While I’d like to say we’ve gotten outside to till up our garden space and start our seeds, we’re not quite there yet—we will be soon. Instead, we focused on the pastures we’ll soon need to bush-hog, clearing out some areas we’d like to open up a bit more. which meant that we suited up in full lumberjack and lumberjane style—plaid shirts and Carhartts—and cut down some trees.

Clearing The Cedars

Cedars were our trees of focus. When an area of land has been left undisturbed for awhile, these are the first trees to emerge after shrubby plants, like wild raspberries. When not in an area intended to be woodlands, you can think of cedars as giant weeds. The areas we’re clearing out are already pastures full of bee and butterfly candy—the wildflowers that we came to adore our first seasons here—so we took down a few of the smaller trees to allow more room for a bush hog to move its way through. With these annual or biannual mowings, we’ll ensure that the pastures stay pastures while the woodlands continue to transform into hardwood sanctuaries.

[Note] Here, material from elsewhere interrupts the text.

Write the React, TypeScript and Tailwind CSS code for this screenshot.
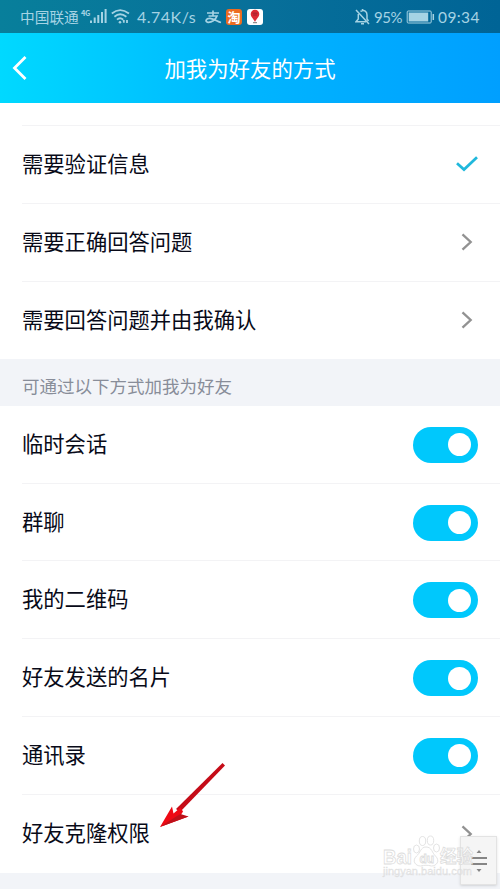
import type { ReactNode } from "react";

function Row({ label, children, last = false }: { label: string; children?: ReactNode; last?: boolean }) {
  return (
    <div className="flex h-[77.8px] shrink-0 pl-[22px]">
      <div className={`flex grow items-center justify-between pr-[22px] ${last ? "" : "border-b border-[#f3f3f5]"}`}>
        <span className="-mt-[3px] text-[21.3px] leading-8 whitespace-nowrap text-[#080a18]">{label}</span>
        {children}
      </div>
    </div>
  );
}

function Chevron() {
  return (
    <svg className="mr-[5px] h-[18px] w-[12px]" viewBox="0 0 12 18" fill="none" stroke="#929292" strokeWidth="2.3">
      <path d="M1.5 1.3 9.7 9 1.5 16.7" />
    </svg>
  );
}

function Toggle() {
  return (
    <div className="mt-px flex h-9 w-[65px] items-center justify-end rounded-full bg-[#00c8fc] pr-[7px]">
      <div className="h-[23px] w-[23px] rounded-full bg-white" />
    </div>
  );
}

function StatusBar() {
  return (
    <div className="flex h-[33px] shrink-0 items-center justify-between bg-linear-to-r from-[#087f9b] via-[#08709a] to-[#006496] pr-[19px] pl-5 text-[#a5d3e4]">
      <div className="flex items-center">
        <span className="w-[59px] text-[14.7px] leading-5 whitespace-nowrap">中国联通</span>
        <span className="mb-2 ml-[2px] w-[9px] text-[7.5px] leading-none font-bold tracking-[-0.5px]">4G</span>
        <svg className="h-[17px] w-[17px]" viewBox="0 0 17 17" fill="currentColor">
          <path d="M0 12.5h2V15H0zM3.7 9.5h2V15h-2zM7.3 7h2v8h-2zM11 4h2v11h-2zM14.6 1h2v14h-2z" />
        </svg>
        <svg className="ml-1 h-[17px] w-[19px]" viewBox="0 0 19 17" fill="none" stroke="currentColor" strokeWidth="1.8">
          <path d="M.8 5.5Q9-1.3 18 5.5M3.4 8.7Q9 3.9 15.4 8.7M6 11.7Q9 8.9 12.2 11.7" />
          <circle cx="9" cy="14.2" r="1.3" fill="currentColor" stroke="none" />
          <path d="M12.8 14.8v-2.8M16 15v-3" />
        </svg>
        <span className="ml-[7px] w-[60px] font-['Lato','Noto_Sans',sans-serif] text-[16px] leading-5 tracking-[0.5px] whitespace-nowrap">4.74K/s</span>
        <svg className="ml-[8px] h-4 w-[17px]" viewBox="0 0 17 16" fill="none" stroke="currentColor" strokeWidth="1.7">
          <path d="M2 4h12M8 1.5V7M3.5 7H12C10.5 11.2 6.5 13.5 3 13.3-.2 12.8.7 9.3 5 9.4 9 9.8 12 12.2 16 13.5" />
        </svg>
        <span className="ml-[4px] flex h-4 w-4 items-center justify-center rounded-[3px] bg-[#ed6c20] text-[13px] leading-none font-bold text-white">淘</span>
        <span className="ml-[5px] flex h-4 w-4 items-center justify-center rounded-[3px] bg-white">
          <svg className="h-[15px] w-[14px]" viewBox="0 0 14 15">
            <path d="M7 13C5.5 9.5 2.7 8 2.7 5a4.3 4.3 0 0 1 8.6 0c0 3-2.8 4.5-4.3 8Z" fill="#dc2935" />
            <path d="M4.5 4.2h5M5 6h4" stroke="#982230" strokeWidth=".9" />
            <path d="M5 13.7h4" stroke="#777" />
          </svg>
        </span>
      </div>
      <div className="flex items-center font-['Lato','Noto_Sans',sans-serif] text-[15.5px] leading-5">
        <svg className="mr-[4px] h-4 w-[15px]" viewBox="0 0 15 16" fill="none" stroke="currentColor" strokeWidth="1.5">
          <path d="M1 1 14 15M3.3 5v5L1 12.7h10M5.5 2.5c4-2.3 6.5.4 6.5 3.5v4l1.5 2M6 14.7h3M7.5 0v1.4" />
        </svg>
        <span className="w-[30px] text-[15px] tracking-[-0.4px]">95%</span>
        <svg className="ml-[2px] h-[14px] w-[30px]" viewBox="0 0 30 14" fill="none" stroke="currentColor">
          <rect x="1.2" y="1" width="24" height="12" rx="1" strokeWidth="1" />
          <path d="M2.7 2.5h19.5v9H2.7z" fill="currentColor" stroke="none" />
          <path d="M27.3 4v6" strokeWidth="1.5" />
        </svg>
        <span className="ml-[2px] w-[43px] tracking-[0.4px]">09:34</span>
      </div>
    </div>
  );
}

function Watermark() {
  return (
    <svg className="absolute top-[832px] left-[380px] h-[50px] w-[104px]" viewBox="0 0 104 50" fill="#fff" fillOpacity=".65" stroke="#dcdcdc" strokeWidth=".8">
      <g fontFamily="Liberation Sans, Noto Sans CJK SC, sans-serif">
        <text x="3" y="32" fontSize="21" fontWeight="bold" textLength="29" lengthAdjust="spacingAndGlyphs">Bai</text>
        <ellipse cx="36.5" cy="17" rx="3" ry="4" />
        <ellipse cx="42.5" cy="9" rx="3.2" ry="4.5" />
        <ellipse cx="50.5" cy="8.5" rx="3.2" ry="4.5" />
        <ellipse cx="56.5" cy="16" rx="3" ry="4" />
        <path d="M46 15c6 0 6 6 9.500 9 5 5 1 10-4 10-4-1-7-1-11 0-5 0-9-5-4-10 4-3 4-9 9.500-9Z" />
        <text x="39.500" y="31" fontSize="12" fontWeight="bold">du</text>
        <text x="60" y="31" fontSize="18" fontWeight="bold" textLength="33" lengthAdjust="spacingAndGlyphs">经验</text>
        <text x="3" y="43" fontSize="10" fill="#e0e0e0" strokeWidth=".3" textLength="89" lengthAdjust="spacingAndGlyphs">jingyan.baidu.com</text>
      </g>
    </svg>
  );
}

export default function App() {
  return (
    <main className="relative flex h-[889px] w-[500px] flex-col overflow-hidden bg-white font-['Noto_Sans_CJK_SC',sans-serif]">
      <StatusBar />
      <header className="grid h-[70px] shrink-0 grid-cols-[60px_1fr_60px] items-center bg-linear-to-r from-[#00d9ff] via-[#00b5ff] to-[#009fff]">
        <svg className="ml-3 h-[26px] w-4" viewBox="0 0 16 26" fill="none" stroke="white" strokeWidth="2.8">
          <path d="M13.500 2 2.500 13 13.500 24" />
        </svg>
        <h1 className="text-center text-[21.4px] leading-8 whitespace-nowrap text-white">加我为好友的方式</h1>
      </header>
      <div className="ml-[22px] h-[23px] shrink-0 border-b border-[#f3f3f5]" />
      <Row label="需要验证信息">
        <svg className="h-4 w-[22px]" viewBox="0 0 22 16" fill="none" stroke="#20b8dc" strokeWidth="2.7">
          <path d="m1 7.2 7 6.4L21 1.2" />
        </svg>
      </Row>
      <Row label="需要正确回答问题"><Chevron /></Row>
      <Row label="需要回答问题并由我确认" last><Chevron /></Row>
      <div className="flex h-[46.5px] shrink-0 items-center bg-[#f2f4f8] pt-[7px] pl-[22px] text-[17.5px] leading-6 text-[#888d99]">可通过以下方式加我为好友</div>
      <Row label="临时会话"><Toggle /></Row>
      <Row label="群聊"><Toggle /></Row>
      <Row label="我的二维码"><Toggle /></Row>
      <Row label="好友发送的名片"><Toggle /></Row>
      <Row label="通讯录"><Toggle /></Row>
      <Row label="好友克隆权限" last><Chevron /></Row>
      <div className="grow bg-[#f2f4f8]" />
      <svg className="absolute top-[760px] left-[158px] h-[70px] w-[70px]" viewBox="0 0 70 70">
        <path d="M64.500 3 67 5.500 22 52l-4-3Z" fill="#c50c18" />
        <path d="M2 67 14 46.500l1.500 7 7-6 2.500 4-2.500 4 8 1Z" fill="#ee0914" />
        <path d="m22.500 54 8 2.500L2 67l17-11Z" fill="#bd1019" />
      </svg>
      <div className="absolute top-[836px] left-[460px] flex h-[49px] w-[37px] items-center justify-center border border-[#e3e3e3] bg-[#f5f5f5] shadow-sm">
        <svg className="h-6 w-4" viewBox="0 0 16 24" fill="#858585">
          <path d="m8 1 2.500 3h-5ZM0 8h16v2H0zM0 14h16v2H0zM5.500 20h5L8 23Z" />
        </svg>
      </div>
      <Watermark />
    </main>
  );
}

Aside from cutting down the trees—the logs of which will either be used for firewood or for fence posts depending on their size—we had to haul off all the limbs into the woods. We were taught to pile them into clumps to give the deer and other wildlife shelters to hide.

Name That Gall

As I was gathering limbs, I noticed one of the trees had these odd-looking galls on them. They’re about the size of a golf ball with small divots across the surface, just like a golf ball would have. Although rather hard, I was able to crack one open, and it was dense but textured somewhat like a mushroom. After a quick internet search, I learned that because of these galls, we might as well kiss any dreams of apple growing goodbye.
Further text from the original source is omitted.